#### [Written problem]
From the records below, pull each line that has "page".

#### [Information given]
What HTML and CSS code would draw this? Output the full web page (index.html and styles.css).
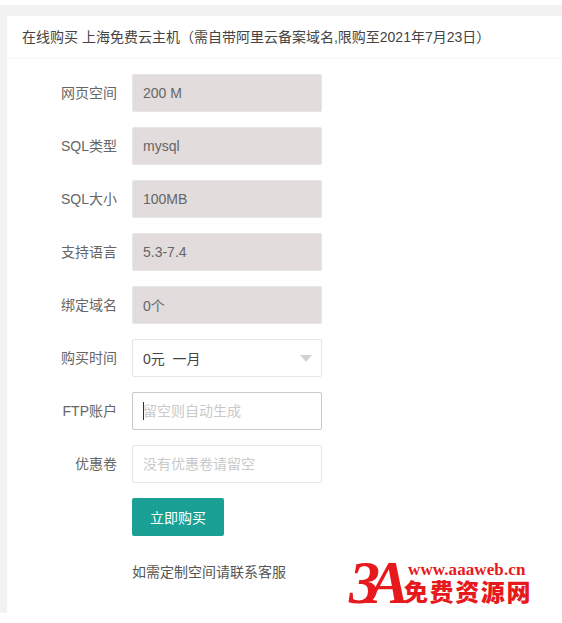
FILE: index.html
```html
<!DOCTYPE html>
<html lang="zh">
<head>
<meta charset="utf-8">
<title>在线购买</title>
<link rel="stylesheet" href="styles.css">
</head>
<body>
<main class="page">
  <section class="card">
    <header class="card-header">在线购买 上海免费云主机（需自带阿里云备案域名,限购至2021年7月23日）</header>
    <form class="card-body">
      <div class="row"><label class="label">网页空间</label><input class="field readonly" readonly value="200 M"></div>
      <div class="row"><label class="label">SQL类型</label><input class="field readonly" readonly value="mysql"></div>
      <div class="row"><label class="label">SQL大小</label><input class="field readonly" readonly value="100MB"></div>
      <div class="row"><label class="label">支持语言</label><input class="field readonly" readonly value="5.3-7.4"></div>
      <div class="row"><label class="label">绑定域名</label><input class="field readonly" readonly value="0个"></div>
      <div class="row"><label class="label">购买时间</label>
        <div class="select"><span>0元&nbsp; 一月</span><i class="arrow"></i></div>
      </div>
      <div class="row"><label class="label">FTP账户</label>
        <div class="focus-wrap"><input class="field focused" placeholder="留空则自动生成"><i class="caret"></i></div>
      </div>
      <div class="row"><label class="label">优惠卷</label><input class="field" placeholder="没有优惠卷请留空"></div>
      <div class="row"><span class="label"></span><button class="btn" type="button">立即购买</button></div>
      <div class="row note-row"><span class="label"></span><p class="note">如需定制空间请联系客服</p></div>
    </form>
  </section>
</main>
<div class="watermark" aria-label="3A 免费资源网">
  <span class="wm-mark">3A</span>
  <span class="wm-text">
    <span class="wm-url">www.aaaweb.cn</span>
    <span class="wm-name">免费资源网</span>
  </span>
</div>
</body>
</html>
```
FILE: styles.css
```css
* { box-sizing: border-box; }
html, body { margin: 0; height: 100%; background: #fff; }
body {
  padding-top: 5px;
  font-family: "Liberation Sans", "Noto Sans CJK SC", sans-serif;
  font-size: 14px;
  color: #666;
  overflow: hidden;
}
.page {
  height: 608px;
  background: #f2f2f2;
  padding: 11px 0 0 7px;
}
.card {
  background: #fff;
  height: 597px;
  border-radius: 2px 0 0 0;
}
.card-header {
  height: 43px;
  line-height: 42px;
  padding: 0 15px;
  color: #444;
  border-bottom: 1px solid #f6f6f6;
}
.card-body { padding: 15px 15px 0; }
.row { display: flex; margin-bottom: 15px; }
.label {
  flex: none;
  width: 110px;
  padding: 9px 15px;
  line-height: 20px;
  text-align: right;
  color: #666;
}
.field {
  display: block;
  width: 190px;
  height: 38px;
  padding: 0 10px;
  border: 1px solid #e6e6e6;
  border-radius: 2px;
  background: #fff;
  color: rgba(0,0,0,.85);
  font: inherit;
  outline: none;
}
.field::placeholder { color: #c9c9c9; opacity: 1; }
.readonly { background: #e2dcdc; color: #666; border-color: #e6e6e6; }
.focused { border-color: #c9c9c9; }
.focus-wrap { position: relative; width: 190px; height: 38px; }
.caret {
  position: absolute;
  left: 11px;
  top: 10px;
  width: 1px;
  height: 18px;
  background: #333;
}
.select {
  position: relative;
  width: 190px;
  height: 38px;
  line-height: 38px;
  padding: 0 10px;
  border: 1px solid #e6e6e6;
  border-radius: 2px;
  color: #444;
}
.arrow {
  position: absolute;
  right: 9px;
  top: 15px;
  width: 0;
  height: 0;
  border-style: solid;
  border-width: 7px 6px 0;
  border-color: #d2d2d2 transparent transparent;
}
.btn {
  width: 92px;
  height: 38px;
  padding: 0;
  border: 0;
  border-radius: 2px;
  background: #1aa094;
  color: #fff;
  font: inherit;
}
.note-row { margin: 0; }
.note { margin: 8px 0 0; line-height: 26px; color: #555; }
.watermark {
  position: absolute;
  left: 349px;
  top: 555px;
  display: flex;
  align-items: flex-start;
  color: #e8191c;
}
.wm-mark {
  font: italic 700 62px/54px "Liberation Serif", serif;
  letter-spacing: -12px;
  width: 56px;
  white-space: nowrap;
}
.wm-text { display: flex; flex-direction: column; margin-top: 5px; }
.wm-url { font: 700 17px/19px "Liberation Serif", serif; margin-left: 3px; letter-spacing: .1px; }
.wm-name { font: 900 24px/24px "Noto Sans CJK SC", sans-serif; letter-spacing: 1.6px; margin-left: -1px; white-space: nowrap; }
```
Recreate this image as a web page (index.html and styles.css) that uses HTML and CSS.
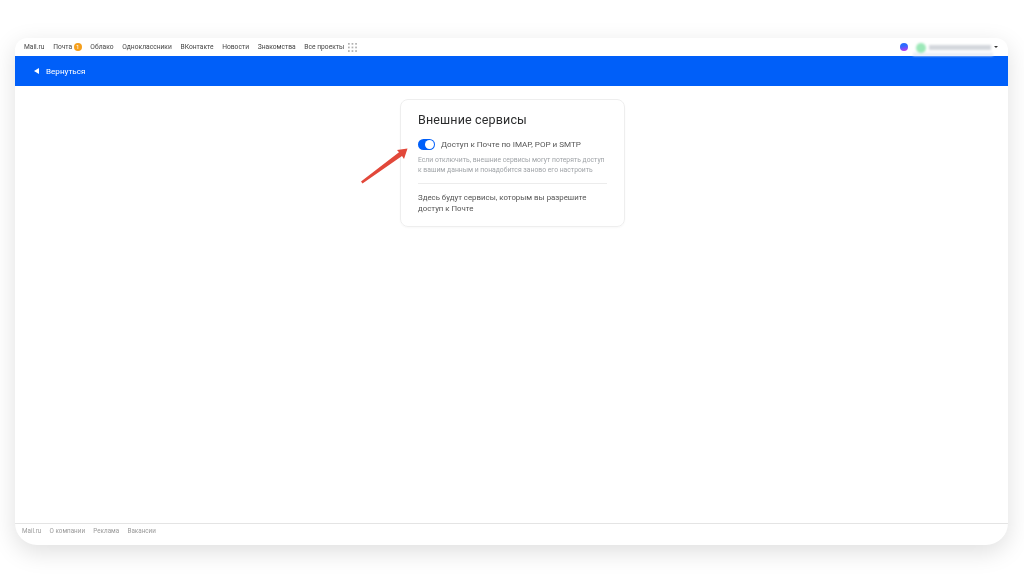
FILE: index.html
```html
<!DOCTYPE html>
<html lang="ru">
<head>
<meta charset="utf-8">
<title>Внешние сервисы</title>
<link rel="stylesheet" href="styles.css">
</head>
<body>
<div class="stage">
  <div class="window">
    <header class="topbar">
      <nav class="nav">
        <a>Mail.ru</a>
        <a class="mail">Почта<span class="badge">1</span></a>
        <a>Облако</a>
        <a>Одноклассники</a>
        <a>ВКонтакте</a>
        <a>Новости</a>
        <a>Знакомства</a>
        <a class="projects">Все проекты
          <svg class="grid-icon" width="9" height="9" viewBox="0 0 9 9"><g fill="#b0b0b0"><rect x="0" y="0" width="1.7" height="1.7"/><rect x="3.6" y="0" width="1.7" height="1.7"/><rect x="7.2" y="0" width="1.7" height="1.7"/><rect x="0" y="3.6" width="1.7" height="1.7"/><rect x="3.6" y="3.6" width="1.7" height="1.7"/><rect x="7.2" y="3.6" width="1.7" height="1.7"/><rect x="0" y="7.2" width="1.7" height="1.7"/><rect x="3.6" y="7.2" width="1.7" height="1.7"/><rect x="7.2" y="7.2" width="1.7" height="1.7"/></g></svg>
        </a>
      </nav>
      <div class="account">
        <span class="orb"></span>
        <span class="user"><span class="avatar"></span><span class="email"></span></span>
        <span class="caret"></span>
      </div>
    </header>
    <div class="backbar">
      <span class="back-arrow"></span>
      <span class="back-text">Вернуться</span>
    </div>
    <main class="content">
      <section class="card">
        <h1 class="title">Внешние сервисы</h1>
        <div class="toggle-row">
          <span class="toggle"><span class="knob"></span></span>
          <span class="toggle-label">Доступ к Почте по IMAP, POP и SMTP</span>
        </div>
        <p class="hint">Если отключить, внешние сервисы могут потерять доступ к вашим данным и понадобится заново его настроить</p>
        <hr class="divider">
        <p class="note">Здесь будут сервисы, которым вы разрешите доступ к Почте</p>
        <svg class="arrow" width="48" height="38" viewBox="0 0 48 38"><path d="M0 35.5 L38 6.3 L36 4 L46.5 2.5 L43 13 L41 10 L1.5 37.5 Z" fill="#e2483a"/></svg>
      </section>
    </main>
    <footer class="footer">
      <a>Mail.ru</a><a>О компании</a><a>Реклама</a><a>Вакансии</a>
    </footer>
  </div>
</div>
</body>
</html>
```
FILE: styles.css
```css
* { box-sizing: border-box; }
html, body { margin: 0; height: 100%; background: #fff; overflow: hidden; }
body { font-family: Roboto, "Liberation Sans", sans-serif; }
.stage { width: 1024px; height: 576px; padding: 38px 16px 31px 15px; }
.window {
  height: 507px; display: flex; flex-direction: column; background: #fff;
  border-radius: 12px 12px 22px 22px; overflow: hidden;
  box-shadow: 0 7px 24px rgba(0,0,0,.13);
}
.topbar, .content, .footer, .back-text { filter: blur(.3px); }
.topbar { height: 18px; flex: none; display: flex; align-items: center; justify-content: space-between; padding: 0 10px 0 9px; }
.nav { display: flex; align-items: center; gap: 8.7px; font-size: 6.7px; color: #444; white-space: nowrap; }
.mail, .projects { display: flex; align-items: center; }
.badge { width: 8px; height: 8px; margin-left: 1.5px; border-radius: 50%; background: #f59f1c; color: #fff; font-size: 6px; line-height: 8px; text-align: center; }
.grid-icon { margin-left: 4px; }
.account { display: flex; align-items: center; }
.orb { width: 8px; height: 8px; border-radius: 50%; background: linear-gradient(170deg, #2a6bff 35%, #b43cf0 90%); margin-right: 5px; }
.user { width: 80px; height: 16px; margin-top: 1px; display: flex; align-items: center; gap: 3px; padding-left: 3px; background: linear-gradient(#fff 0 70%, #dfe6f1); filter: blur(1px); }
.avatar { width: 10px; height: 10px; border-radius: 50%; background: #9ce8b8; }
.email { width: 62px; height: 5px; background: #d3d7dc; }
.caret { margin-left: 1px; border: 2px solid transparent; border-top: 2.5px solid #333; border-bottom: 0; }
.backbar { height: 30px; flex: none; background: #005ff9; color: #fff; display: flex; align-items: center; padding-left: 19px; }
.back-arrow { border: 3.5px solid transparent; border-right: 5px solid #fff; border-left: 0; margin-right: 7px; }
.back-text { font-size: 8.1px; }
.content { flex: 1; display: flex; justify-content: center; align-items: flex-start; padding: 13px 0 0 2px; min-height: 0; }
.card { position: relative; width: 225px; height: 128px; padding: 12px 17px 0; border: 1px solid #eee; border-radius: 8px; box-shadow: 0 1px 2px rgba(0,0,0,.03); color: #333; }
.title { margin: 0; font-size: 12.5px; line-height: 16px; font-weight: 400; letter-spacing: .15px; color: #2c2d2e; }
.toggle-row { display: flex; align-items: center; margin-top: 10px; height: 12px; }
.toggle { width: 17px; height: 11px; border-radius: 6px; background: #005ff9; position: relative; margin-right: 6px; flex: none; }
.knob { position: absolute; right: 1px; top: 1px; width: 9px; height: 9px; border-radius: 50%; background: #fff; }
.toggle-label { font-size: 8.1px; color: #555; white-space: nowrap; }
.hint { margin: 5px 0 0; font-size: 6.8px; line-height: 10px; color: #a0a4a8; }
.divider { border: 0; border-top: 1px solid #ececec; margin: 8px 0 0; }
.note { margin: 8px 0 0; font-size: 7.85px; line-height: 11px; color: #555; }
.arrow { position: absolute; left: -40px; top: 46px; }
.footer { height: 22px; flex: none; border-top: 1px solid #e4e4e4; display: flex; align-items: flex-start; gap: 8.3px; padding: 3px 0 0 7px; font-size: 6.3px; color: #999; }
```
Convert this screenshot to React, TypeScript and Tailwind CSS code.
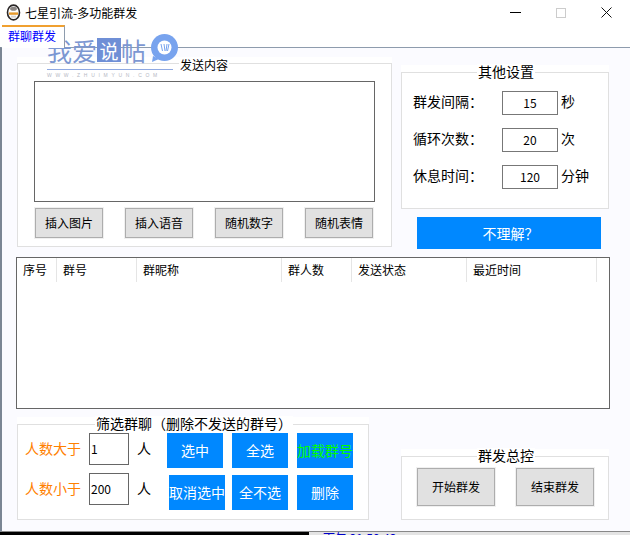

#### [Exercise solution]
What HTML and CSS code would draw this? Output the full web page (index.html and styles.css).
<main class="page">
.page {
Recreate this image as a web page (index.html and styles.css) that uses HTML and CSS.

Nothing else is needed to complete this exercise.